Le succès de vos actions vous a valu le Prix citoyen européen en 2020. Est-ce le déclic qui vous a motivé à aller plus loin ?
Recevoir ce prix a été un moment fort. Il symbolisait une reconnaissance européenne de notre action. Plus qu’un déclic, c’est la conviction que notre modèle peut inspirer d’autres écosystèmes notamment au Maroc et en Afrique. C’est ce qui m’a poussé à franchir une nouvelle étape.
Aujourd’hui, vous avez décidé de développer des missions similaires dans votre pays d’origine, le Maroc. À quelle étape en êtes-vous et quelles sont les prochaines actions?
Nous avons déjà tissé des liens avec des associations et institutions marocaines. Nos premières actions portent sur la santé communautaire. Nous lançons depuis le précèdent tremblement de terre des projets dans certaines régions pour adapter notre approche aux réalités locales, avant un déploiement à plus grande échelle. Chaque fois où nous allons, la concertation est nécessaire avec les collectivités, les autorités ou les acteurs locaux pour avoir une efficience évidente de l’action sur le terrain.
Vous visez aussi l’Afrique dans son ensemble. Comment comptez-vous vous y prendre ?
L’Afrique est un continent de ressources et de talents. Notre approche repose sur la co-construction. En clair, il s’agira de travailler avec les communautés locales, former des leaders et bâtir des modèles reproductibles. Nous ne venons pas avec des solutions toutes faites mais avec une méthode qui s’adapte aux réalités de chaque territoire. Elles s’appuient, en effet, sur les actions des acteurs locaux. Nous bénéficions aussi de l’appui de la diaspora marocaine qui souhaite agir en faveur de leur pays d’origine. Nous pensons que le modèle marocain peut être un cas d’école transformateur.
Les levées de fonds sont essentielles. Quelle est votre démarche pour y parvenir ?
Nous avons trois piliers: confiance, transparence et impact mesurable. Chaque projet doit prouver son efficacité, afin que nos partenaires – entreprises, institutions, philanthropes – voient concrètement l’effet de leurs contributions. Nous avons l’appui de grands groupes, de institutions mais aussi de la générosité du public qui est très importante pour nous.
Vous avez été invité à la Fête du Trône. Qu’a représenté ce moment pour vous?

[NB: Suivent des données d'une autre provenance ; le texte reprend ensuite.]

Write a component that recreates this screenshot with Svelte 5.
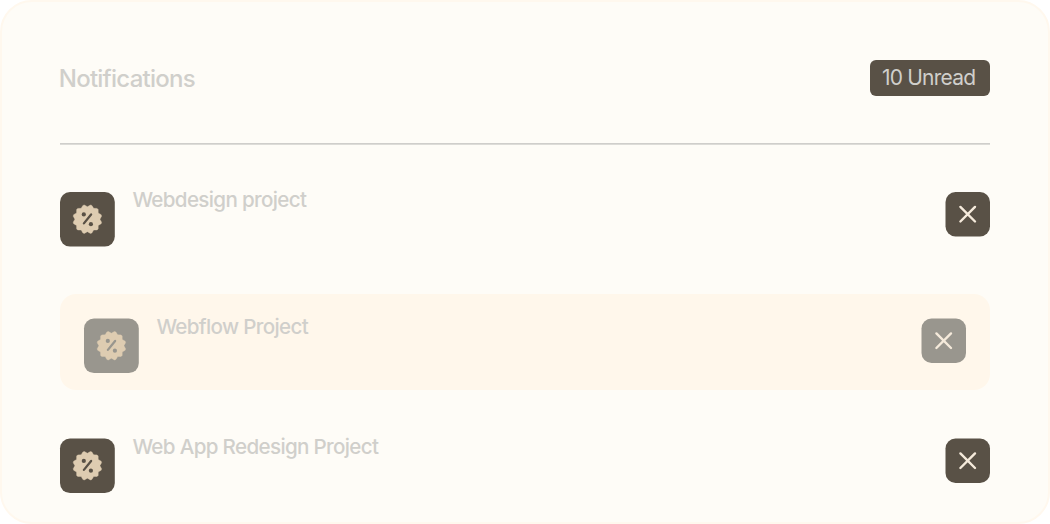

Ce fut un moment de fierté et d’émotion. Cet événement symbole d’unité nationale a renforcé mon attachement au Maroc. Plus qu’un honneur, c’est une responsabilité. Il s’agira de contribuer activement au développement social de mon pays. Le rêve de nos parents était de revenir dans leur terre natale. Je pense que nous sommes la continuité de ce rêve pour contribuer à construire l’avenir du pays et du continent dans son intégralité.
Quels sont, selon vous, les ingrédients pour qu’une initiative caritative fonctionne ?
Trois mots: écoute, proximité, rigueur. La démarche est d’écouter les besoins réels des populations, être sur le terrain et gérer les projets avec exigence. La solidarité ne doit pas être un geste ponctuel mais un levier durable de transformation sociale pour un impact systémique de l’action. Ce n’est que de cette manière que les populations pourront accéder à des solutions et agir sur les inégalités sociales.
Le mot de la fin…
Je rêve d’un monde où la solidarité dépasse les frontières. Mon parcours est la preuve que la résilience et l’engagement collectif peuvent transformer des vies. Chacun peut agir à son échelle, et c’est ensemble que nous bâtirons des sociétés plus justes et inclusives.